Não existiam como família porque se rivalizavam em todos os seus actos. Até à ultima instância. Ou até nem isso. mas era assim que os obrigavam a ser.
E os outros membros tiraram partido e lados, barricaram-se de um dos lados em vez de se permitirem estar no campo de batalha desarmados e expostos às respingas de sangue alheio, mas também seu.


Desmembraram a família porque nunca o fora.

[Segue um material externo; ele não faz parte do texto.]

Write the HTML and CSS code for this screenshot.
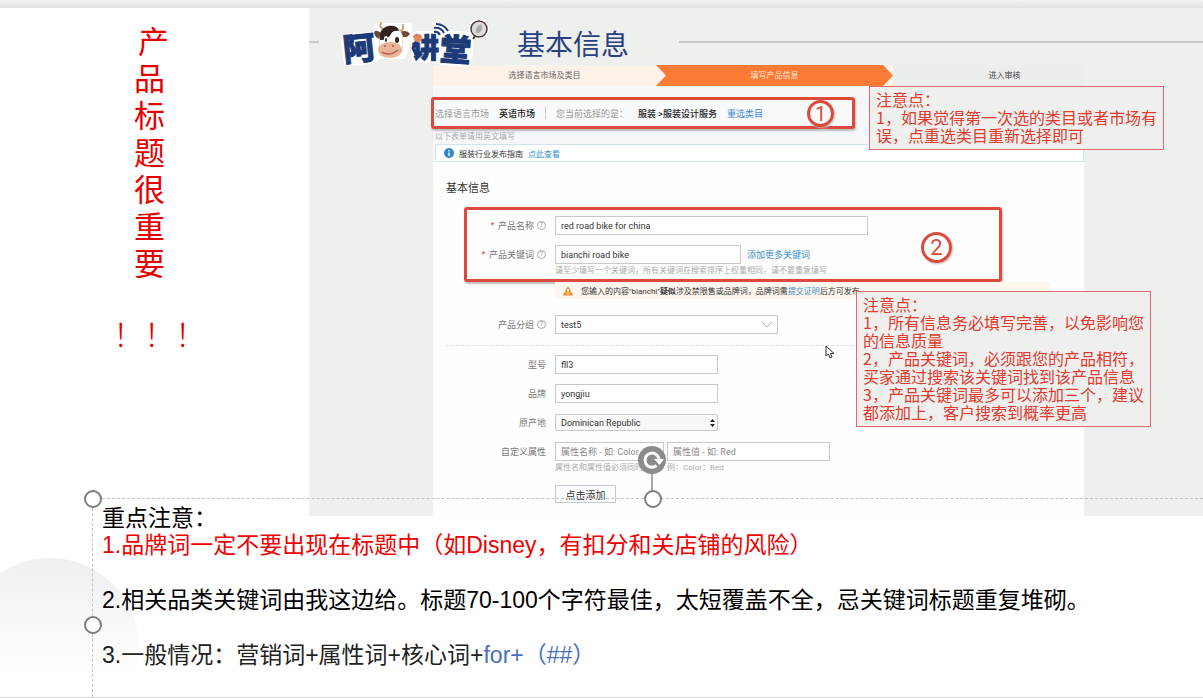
FILE: index.html
```html
<!DOCTYPE html>
<html lang="zh-CN">
<head>
    <meta charset="UTF-8">
    <meta name="viewport" content="width=device-width, initial-scale=1.0">
    <title>产品标题很重要</title>
    <link rel="stylesheet" href="styles.css">
</head>
<body>
    <div class="toolbar-edge"></div>
    <main class="slide">
        <div class="backdrop-circle"></div>

        <div class="slide-top">
            <aside class="side-title">
                <h1 class="vertical-title"><span class="first">产</span><span>品</span><span>标</span><span>题</span><span>很</span><span>重</span><span>要</span></h1>
                <p class="exclaim">！！！</p>
            </aside>

            <section class="lecture">
                <header class="lecture-header">
                    <span class="rule rule-left"></span>
                    <svg class="logo" viewBox="0 0 160 62" role="img" aria-label="阿牛讲堂">
                        <g class="logo-halo">
                            <rect x="10" y="24" width="30" height="26" rx="3" transform="rotate(-6 24 36)"/>
                            <rect x="79" y="22" width="24" height="26" rx="3"/>
                            <rect x="106" y="22" width="29" height="29" rx="3" transform="rotate(4 120 36)"/>
                            <path d="M42 14H74V26L68 44H44V26Z"/>
                            <path d="M98 13L110 18"/>
                            <circle cx="144" cy="17" r="7"/>
                        </g>
                        <g class="logo-text">
                            <text x="8" y="48" font-size="32" transform="rotate(-6 24 36)">阿</text>
                            <text x="77" y="46" font-size="27">讲</text>
                            <text x="105" y="49" font-size="31" transform="rotate(4 120 36)">堂</text>
                        </g>
                        <!-- cow -->
                        <path d="M47 22 Q40 16 39 21 Q41 28 48 27Z" fill="#6b4a3c"/>
                        <path d="M64 20 Q72 17 75 22 Q72 27 65 24Z" fill="#6b4a3c"/>
                        <path d="M48 17 Q44 15 46 11 M65 19 Q69 18 68 13" stroke="#c9a17c" stroke-width="2" fill="none" stroke-linecap="round"/>
                        <path d="M45 25 Q46 15 55 14 Q66 14 68 27 L67 40 H44Z" fill="#fff" stroke="#e6dcd6"/>
                        <path d="M45 28 Q43 17 53 14 Q63 13 64 19 Q58 18 56 22 Q53 28 45 28Z" fill="#33231f"/>
                        <ellipse cx="55" cy="38" rx="12" ry="8" fill="#eab498"/>
                        <ellipse cx="51" cy="27" rx="2" ry="3" fill="#fff"/>
                        <ellipse cx="51" cy="28" rx="1" ry="2" fill="#33231f"/>
                        <ellipse cx="62" cy="28" rx="2" ry="3" fill="#33231f"/>
                        <path d="M47 40 Q54 45 63 38" stroke="#b5574a" stroke-width="1.5" fill="none"/>
                        <circle cx="50" cy="34" r="1" fill="#b5574a"/>
                        <circle cx="58" cy="34" r="1" fill="#b5574a"/>
                        <!-- microphone and sound waves -->
                        <path d="M82 28L78 36L82 45" stroke="#1d3a78" stroke-width="3" fill="none"/>
                        <circle cx="83" cy="26" r="4" fill="#e8845a"/>
                        <path d="M99 20 Q103 19 105 23 M99 16 Q106 15 109 21 M101 12 Q109 12 113 19" stroke="#1d3a78" stroke-width="2" fill="none"/>
                        <circle cx="144" cy="17" r="8" fill="#dcdcda" stroke="#4d3b38" stroke-width="1.5"/>
                        <path d="M141 21 Q140 14 146 12 Q149 17 144 21Z" fill="#aaa"/>
                        <path d="M140 24 L138 27" stroke="#4d3b38" stroke-width="2"/>
                    </svg>
                    <h2 class="lecture-title">基本信息</h2>
                    <span class="rule rule-right"></span>
                </header>

                <div class="page">
                    <ol class="steps">
                        <li class="step done">选择语言市场及类目</li>
                        <li class="step active">填写产品信息</li>
                        <li class="step">进入审核</li>
                    </ol>

                    <div class="category-row">
                        <span class="muted">选择语言市场</span>
                        <strong>英语市场</strong>
                        <span class="divider"></span>
                        <span class="muted">您当前选择的是：</span>
                        <strong>服装 &gt;服装设计服务</strong>
                        <a href="#">重选类目</a>
                        <span class="marker marker-one">1</span>
                    </div>
                    <p class="english-tip">以下表单请用英文填写</p>
                    <div class="guide">
                        <svg class="info-icon" viewBox="0 0 10 10"><circle cx="5" cy="5" r="5" fill="#2e86cf"/><path d="M5 2v1.4M5 4.4v3.6" stroke="#fff" stroke-width="1.4"/></svg>
                        <span>服装行业发布指南</span>
                        <a href="#">点此查看</a>
                    </div>

                    <form class="product-form">
                        <h3>基本信息</h3>
                        <div class="group highlight">
                            <div class="row">
                                <label for="name"><i>*</i>产品名称<b class="help">?</b></label>
                                <input id="name" class="wide" type="text" value="red road bike for china">
                            </div>
                            <div class="row">
                                <label for="keyword"><i>*</i>产品关键词<b class="help">?</b></label>
                                <input id="keyword" class="keyword" type="text" value="bianchi road bike">
                                <a href="#">添加更多关键词</a>
                            </div>
                            <p class="hint">请至少填写一个关键词，所有关键词在搜索排序上权重相同，请不要重复填写</p>
                            <span class="marker marker-two">2</span>
                        </div>
                        <div class="group">
                            <p class="warning">
                                <svg class="warn-icon" viewBox="0 0 10 10"><path d="M5 0 L10 9.5 H0Z" fill="#f08c2e"/><path d="M5 3v3.4M5 7.2v1.2" stroke="#fff" stroke-width="1.2"/></svg>
                                <span>您输入的内容"bianchi"<strong>疑似</strong>涉及禁限售或品牌词，品牌词需<a href="#">提交证明</a>后方可发布</span>
                            </p>
                            <div class="row">
                                <label for="group">产品分组<b class="help">?</b></label>
                                <span class="select-box group-select">
                                    <select id="group"><option>test5</option></select>
                                    <svg class="chevron" viewBox="0 0 12 7"><path d="M1 1l5 5 5-5" fill="none" stroke="#b5b5b5"/></svg>
                                </span>
                            </div>
                        </div>
                        <hr>
                        <div class="group attributes">
                            <div class="row">
                                <label for="model">型号</label>
                                <input id="model" type="text" value="fll3">
                            </div>
                            <div class="row">
                                <label for="brand">品牌</label>
                                <input id="brand" type="text" value="yongjiu">
                            </div>
                            <div class="row">
                                <label for="origin">原产地</label>
                                <span class="select-box origin-select">
                                    <select id="origin"><option>Dominican Republic</option></select>
                                    <svg class="updown" viewBox="0 0 5 8"><path d="M0 3L2.500 0 5 3ZM0 5L2.500 8 5 5Z" fill="#222"/></svg>
                                </span>
                            </div>
                            <div class="row">
                                <label for="attr">自定义属性</label>
                                <input id="attr" class="attr-name" type="text" placeholder="属性名称 - 如: Color">
                                <input class="attr-value" type="text" aria-label="属性值" placeholder="属性值 - 如: Red">
                            </div>
                            <p class="hint">属性名和属性值必须同时填写，例：Color：Red</p>
                            <button class="add" type="button">点击添加</button>
                        </div>
                    </form>
                </div>

                <div class="callout callout-category">
                    <p>注意点：</p>
                    <p>1，如果觉得第一次选的类目或者市场有误，点重选类目重新选择即可</p>
                </div>
                <div class="callout callout-form">
                    <p>注意点：</p>
                    <p>1，所有信息务必填写完善，以免影响您的信息质量</p>
                    <p>2，产品关键词，必须跟您的产品相符，买家通过搜索该关键词找到该产品信息</p>
                    <p>3，产品关键词最多可以添加三个，建议都添加上，客户搜索到概率更高</p>
                </div>
                <svg class="cursor" viewBox="0 0 10 14"><path d="M1 1v10l2.500-2 1.500 4 2-1-1.500-3.500H9Z" fill="#fff" stroke="#333"/></svg>
            </section>
        </div>

        <!-- selected text box with its handles -->
        <section class="notes">
            <span class="handle handle-corner"></span>
            <span class="handle handle-side"></span>
            <svg class="rotate" viewBox="0 0 28 46">
                <path d="M14 28v18" stroke="#555"/>
                <circle cx="14" cy="14" r="14" fill="#8b8b8b"/>
                <path d="M18.500 19.500A7 7 0 1 1 21 14" fill="none" stroke="#fff" stroke-width="3"/>
                <path d="M16 13H26L21.500 19Z" fill="#fff"/>
            </svg>
            <span class="handle handle-top"></span>
            <p>重点注意：</p>
            <p class="danger">1.品牌词一定不要出现在标题中（如Disney，有扣分和关店铺的风险）</p>
            <p class="spaced">2.相关品类关键词由我这边给。标题70-100个字符最佳，太短覆盖不全，忌关键词标题重复堆砌。</p>
            <p class="spaced soft">3.一般情况：营销词+属性词+核心词+<span class="formula">for+（##）</span></p>
        </section>
    </main>
</body>
</html>
```
FILE: styles.css
```css
* {
    box-sizing: border-box;
}
body {
    margin: 0;
    min-height: 100vh;
    display: flex;
    flex-direction: column;
    background: #fff;
    font-family: "Liberation Sans", "Noto Sans CJK SC", sans-serif;
    overflow: hidden;
}
h1, h2, h3, p, ol {
    margin: 0;
    padding: 0;
    font-weight: normal;
}
a {
    color: #3b8fd0;
    text-decoration: none;
}
.toolbar-edge {
    height: 8px;
    background: linear-gradient(#f1f3f5, #dfe1e2);
}
.slide {
    flex: 1;
    position: relative;
    border-bottom: 1px solid #d4d4d4;
    overflow: hidden;
}
.backdrop-circle {
    position: absolute;
    left: -39px;
    top: 550px;
    width: 178px;
    height: 178px;
    border-radius: 50%;
    background: linear-gradient(#efeff3, #fff 65%);
}
.slide-top {
    display: flex;
}

/* red vertical title */
.side-title {
    flex: 0 0 309px;
    padding-top: 16px;
    color: #e60000;
    font-size: 31px;
}
.vertical-title {
    display: flex;
    flex-direction: column;
    align-items: center;
    padding-right: 10px;
    font-size: 31px;
    line-height: 37px;
}
.vertical-title .first {
    padding-left: 8px;
}
.exclaim {
    padding: 34px 0 0 113px;
    font-weight: 300;
    line-height: 37px;
}

/* lecture picture */
.lecture {
    flex: 1;
    position: relative;
    height: 508px;
    background: #eef0ee;
    font-family: Roboto, "Noto Sans CJK SC", sans-serif;
    font-size: 9px;
    color: #555;
}
.lecture-header {
    display: flex;
    align-items: flex-start;
    height: 57px;
}
.rule {
    height: 2px;
    margin-top: 33px;
    background: #c9cbca;
}
.rule-left {
    width: 10px;
}
.rule-right {
    flex: 1;
    margin-left: 50px;
}
.logo {
    width: 160px;
    height: 62px;
    margin: 4px 0 0 16px;
    z-index: 1;
}
.logo text {
    font-family: "Noto Sans CJK SC", sans-serif;
    font-weight: 900;
}
.logo-halo {
    fill: #fff;
    stroke: #fff;
    stroke-width: 6px;
    stroke-linejoin: round;
}
.logo-text {
    fill: #1d3a78;
    stroke: #1d3a78;
}
.lecture-title {
    margin-left: 22px;
    padding-top: 18px;
    font-size: 28px;
    line-height: 40px;
    color: #2a3f80;
}
.page {
    margin: 0 119px 0 124px;
    height: 451px;
    background: linear-gradient(#f6f7fa 96px, #fdfefd 96px);
}
.steps {
    display: flex;
    list-style: none;
    background: #fdf1e8;
    line-height: 21px;
    text-align: center;
    font-size: 8px;
}
.step {
    flex: 0 0 191px;
    background: #ebeeec;
    color: #444;
}
.step:last-child {
    padding-left: 32px;
}
.step.done {
    flex: 1;
    background: #fdf1e8;
    color: #666;
}
.step.active {
    flex: 0 0 237px;
    background: #fb7a34;
    color: #ffe6d6;
    clip-path: polygon(0 0, 227px 0, 100% 50%, 227px 100%, 0 100%, 10px 50%);
}
.category-row {
    position: relative;
    display: flex;
    align-items: center;
    width: 424px;
    height: 32px;
    margin: 11px 0 0 -2px;
    padding-left: 1px;
    gap: 10px;
    border: 3px solid #db4a3c;
    border-radius: 3px;
    box-shadow: 1px 2px 2px #bbb;
    background: #f8f9fb;
    white-space: nowrap;
}
.category-row strong {
    font-weight: 500;
    color: #222;
}
.category-row .divider {
    width: 1px;
    height: 12px;
    background: #ccc;
}
.muted {
    color: #999;
}
.marker {
    position: absolute;
    display: flex;
    align-items: center;
    justify-content: center;
    border: 3px solid #db4a3c;
    border-radius: 50%;
    color: #db4a3c;
    box-shadow: 1px 1px 2px #bbb;
}
.marker-one {
    left: 373px;
    top: 0;
    width: 27px;
    height: 27px;
    font-size: 20px;
}
.marker-two {
    left: 454px;
    top: 22px;
    width: 31px;
    height: 31px;
    font-size: 22px;
}
.english-tip {
    padding: 1px 0 0 2px;
    font-size: 8px;
    line-height: 14px;
    color: #aaa;
}
.guide {
    display: flex;
    align-items: center;
    gap: 5px;
    height: 18px;
    margin-left: 2px;
    padding-left: 8px;
    border: 1px solid #cfe3f3;
    background: #fff;
    font-size: 8px;
    color: #333;
}
.info-icon {
    width: 10px;
    height: 10px;
}

/* product form */
.product-form {
    padding-left: 31px;
}
.product-form h3 {
    margin-left: -18px;
    padding: 17px 0 8px;
    font-size: 11px;
    line-height: 20px;
    color: #333;
}
.group {
    position: relative;
    margin-right: 82px;
    border: 0 solid transparent;
    border-left-width: 3px;
}
.highlight {
    height: 75px;
    padding-top: 6px;
    border: 3px solid #db4a3c;
    border-radius: 3px;
    box-shadow: 1px 2px 2px #bbb;
}
.row {
    display: flex;
    align-items: center;
    height: 19px;
    margin-bottom: 10px;
}
.row label {
    flex: 0 0 79px;
    display: flex;
    align-items: center;
    justify-content: flex-end;
    margin-right: 9px;
    white-space: nowrap;
    color: #777;
}
.row label i {
    margin-right: 4px;
    color: #e0524d;
}
.help {
    width: 9px;
    height: 9px;
    margin-left: 3px;
    border: 1px solid #aaa;
    border-radius: 50%;
    font-size: 7px;
    font-weight: normal;
    line-height: 7px;
    text-align: center;
    color: #999;
}
.row input, .row select {
    width: 163px;
    height: 19px;
    padding: 0 5px;
    border: 1px solid #c8caca;
    border-radius: 0;
    background: #fff;
    font: inherit;
    color: #333;
}
.row input::placeholder {
    color: #888;
    opacity: 1;
}
.row input.wide {
    width: 313px;
}
.row input.keyword {
    width: 186px;
    margin-right: 6px;
}
.row input.attr-name {
    width: 109px;
    margin-right: 3px;
}
.highlight .row:nth-child(2) {
    margin-bottom: 0;
}
.hint {
    padding-left: 88px;
    font-size: 8px;
    line-height: 14px;
    white-space: nowrap;
    color: #aaa;
}
.warning {
    display: flex;
    align-items: center;
    gap: 8px;
    height: 17px;
    margin: 0 -48px 16px 88px;
    padding-left: 8px;
    background: #fdf6ee;
    font-size: 8px;
    white-space: nowrap;
    color: #333;
}
.warn-icon {
    width: 10px;
    height: 10px;
}
.select-box {
    position: relative;
    display: flex;
}
.select-box svg {
    position: absolute;
    pointer-events: none;
}
.row select {
    appearance: none;
}
.group-select select {
    width: 223px;
}
.chevron {
    right: 5px;
    top: 6px;
    width: 12px;
    height: 7px;
}
.origin-select select {
    height: 17px;
    border-radius: 2px;
    background: #f7f8f7;
}
.updown {
    right: 3px;
    top: 5px;
    width: 5px;
    height: 8px;
}
hr {
    margin: 11px 0 9px -18px;
    border: 0;
    border-top: 1px dashed #dcdcdc;
}
.attributes .row:nth-child(4) {
    margin-bottom: 0;
}
.add {
    width: 61px;
    height: 18px;
    margin: 10px 0 0 88px;
    padding: 0;
    border: 1px solid #c5cbd4;
    background: #fafbfc;
    font: inherit;
    font-size: 10px;
    color: #333;
}

/* red callouts laid over the picture */
.callout {
    position: absolute;
    width: 295px;
    padding: 3px 6px 5px;
    border: 1px solid #de6b72;
    background: #eff0ee;
    font-family: "Noto Sans CJK SC", sans-serif;
    font-size: 16px;
    line-height: 18px;
    color: #e23a2e;
}
.callout-category {
    left: 560px;
    top: 78px;
}
.callout-form {
    left: 547px;
    top: 283px;
}
.cursor {
    position: absolute;
    left: 516px;
    top: 337px;
    width: 10px;
    height: 14px;
}

/* selected text box */
.notes {
    position: absolute;
    left: 92px;
    right: 0;
    top: 490px;
    bottom: 0;
    padding: 6px 0 0 9px;
    border: 1px dashed #c2c4c4;
    border-width: 1px 0 0 1px;
    font-size: 23px;
    font-weight: 300;
    line-height: 27px;
    white-space: nowrap;
    color: #000;
}
.notes .danger {
    color: #f00000;
}
.notes .spaced {
    margin-top: 28px;
}
.notes .soft {
    color: #222;
}
.formula {
    color: #4a6fbf;
}
.handle {
    position: absolute;
    width: 18px;
    height: 18px;
    border: 2px solid #7c7c7c;
    border-radius: 50%;
    background: #fff;
}
.handle-corner {
    left: -9px;
    top: -9px;
}
.handle-side {
    left: -9px;
    top: 117px;
}
.handle-top {
    left: 551px;
    top: -9px;
}
.rotate {
    position: absolute;
    left: 545px;
    top: -53px;
    width: 28px;
    height: 46px;
}
```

Ficaram felizes para sempre.

Boiava no rio pardacento uma massa de músculos.
Fora uma vaca que morreu de calor.

terça-feira, 24 de junho de 2008

De pedra a pós, passando por mós.

Caí na tentação fácil que já vos havia contado que era o meu pecado.
Faço-me de pedra e de escopo me dedico a criar forma. a criar. já errei várias vezes. Volta que não volta, vejo-me outra vez a braços com isto.

Deixo crescer a barba, não me lavo, dedico-me inteiramente à carcaça para tirar um corpo e depois vida. O frio inox da banca é o reluzente leito da minha mente.

Mas como sempre que nos dedicamos mais aos pecados do que ao que nos contém e educa, deitamos por terra as juras. E desanimamos. O desalento apodera-se de nós por vermos que somos uns merdas e que já voltamos a brotar suor e sorrisos. inebriado. bêbado. extasiado. já me deixava levar por uma coisa chamada paixão e que só faz mal aos fígados.

Passei a cortar-me de tanto esforço no dessossar as presas. Dediquei-me de mais.
Vi.
Desta vez fui mais rápido...mais rápido a recuperar a lucidez.
Voltei para onde me queriam: cortar. mero cortador. mesmo que o mais experto, mero cortador.
O problema estava em mim.
Mas agora já não me preocupava. Ocupava a minha mente sórdida em outros entretens. Inventei a estes Sujeitinhos um faro intocável. Rodeavam as presas a procura do cheiro da morte, e aquelas que gozavam de vida sentiam-se morrer. Era um jogo tonto. Acreditamos que temos poderes ou que os outros os tem.
Não tem arte. é o faz de conta assumido como verdade.
É um jogo tonto.

Vou voltar a escrever. Mas vou deixar de contar os crimes.

Talvez não. Não resisto a ser fraco.

Deixo agora o cutelo, as facas e as pedras. reduzo a pós a existência, e contarei só o relevante para a vossa. existência e desistência.